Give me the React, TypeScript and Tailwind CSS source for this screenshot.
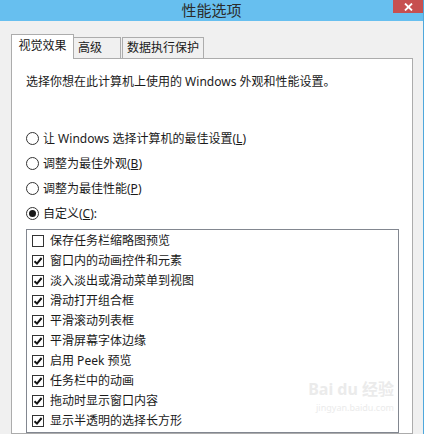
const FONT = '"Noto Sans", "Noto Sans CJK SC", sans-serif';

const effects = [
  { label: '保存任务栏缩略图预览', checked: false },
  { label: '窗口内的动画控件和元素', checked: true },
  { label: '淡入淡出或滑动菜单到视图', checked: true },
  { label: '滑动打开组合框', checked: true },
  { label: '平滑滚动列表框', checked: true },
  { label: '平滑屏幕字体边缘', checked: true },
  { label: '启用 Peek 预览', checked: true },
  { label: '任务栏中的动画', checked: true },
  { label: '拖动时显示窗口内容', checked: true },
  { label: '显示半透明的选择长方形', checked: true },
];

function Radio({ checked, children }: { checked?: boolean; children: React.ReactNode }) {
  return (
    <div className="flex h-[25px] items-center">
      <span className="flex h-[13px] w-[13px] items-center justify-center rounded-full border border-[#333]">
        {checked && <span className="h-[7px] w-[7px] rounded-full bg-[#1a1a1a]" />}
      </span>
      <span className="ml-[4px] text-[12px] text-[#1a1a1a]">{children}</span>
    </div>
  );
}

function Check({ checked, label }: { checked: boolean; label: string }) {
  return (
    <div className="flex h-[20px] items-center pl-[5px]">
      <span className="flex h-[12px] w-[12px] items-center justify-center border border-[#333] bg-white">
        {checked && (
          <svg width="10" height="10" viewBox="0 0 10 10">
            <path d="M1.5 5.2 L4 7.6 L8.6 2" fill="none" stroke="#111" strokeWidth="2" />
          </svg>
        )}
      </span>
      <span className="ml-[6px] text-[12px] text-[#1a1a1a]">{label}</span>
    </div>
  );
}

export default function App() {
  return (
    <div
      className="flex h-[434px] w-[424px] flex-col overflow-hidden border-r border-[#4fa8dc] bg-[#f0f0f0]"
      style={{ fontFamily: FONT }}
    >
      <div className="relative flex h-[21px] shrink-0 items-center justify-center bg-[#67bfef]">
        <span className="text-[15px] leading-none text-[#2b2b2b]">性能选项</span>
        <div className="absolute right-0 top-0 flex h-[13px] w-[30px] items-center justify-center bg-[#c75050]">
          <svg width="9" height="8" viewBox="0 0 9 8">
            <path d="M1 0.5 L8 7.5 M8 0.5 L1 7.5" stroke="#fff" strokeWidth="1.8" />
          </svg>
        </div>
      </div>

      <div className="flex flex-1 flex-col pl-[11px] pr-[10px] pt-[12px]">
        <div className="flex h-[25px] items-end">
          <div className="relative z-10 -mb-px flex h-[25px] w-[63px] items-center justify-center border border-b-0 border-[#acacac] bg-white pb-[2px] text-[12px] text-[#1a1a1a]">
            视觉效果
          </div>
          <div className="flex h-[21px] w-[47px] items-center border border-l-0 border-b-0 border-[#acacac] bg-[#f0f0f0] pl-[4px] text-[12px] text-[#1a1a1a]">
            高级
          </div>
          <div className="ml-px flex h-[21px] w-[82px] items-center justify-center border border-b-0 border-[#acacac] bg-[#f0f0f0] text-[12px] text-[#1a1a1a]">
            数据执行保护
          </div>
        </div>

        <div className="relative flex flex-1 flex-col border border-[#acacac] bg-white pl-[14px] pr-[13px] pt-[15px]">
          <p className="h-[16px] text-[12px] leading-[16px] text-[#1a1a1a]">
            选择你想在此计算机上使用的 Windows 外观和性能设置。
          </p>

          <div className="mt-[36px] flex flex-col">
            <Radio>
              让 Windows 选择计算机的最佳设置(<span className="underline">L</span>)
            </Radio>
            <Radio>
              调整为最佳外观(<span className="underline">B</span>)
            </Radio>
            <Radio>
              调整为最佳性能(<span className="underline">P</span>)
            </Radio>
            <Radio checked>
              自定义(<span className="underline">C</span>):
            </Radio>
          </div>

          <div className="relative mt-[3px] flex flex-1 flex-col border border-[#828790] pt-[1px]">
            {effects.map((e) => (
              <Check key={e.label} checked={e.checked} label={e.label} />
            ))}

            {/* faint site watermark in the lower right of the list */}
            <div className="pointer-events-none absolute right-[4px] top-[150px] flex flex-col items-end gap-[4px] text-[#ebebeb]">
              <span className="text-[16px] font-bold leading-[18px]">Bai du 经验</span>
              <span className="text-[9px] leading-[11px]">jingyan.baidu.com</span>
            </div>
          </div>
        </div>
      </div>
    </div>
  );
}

________________________________________

» **Set problem**
Out of the material above, select every line that holds the string "React".

» **Task output**
Give me the React, TypeScript and Tailwind CSS source for this screenshot.
function Radio({ checked, children }: { checked?: boolean; children: React.ReactNode }) {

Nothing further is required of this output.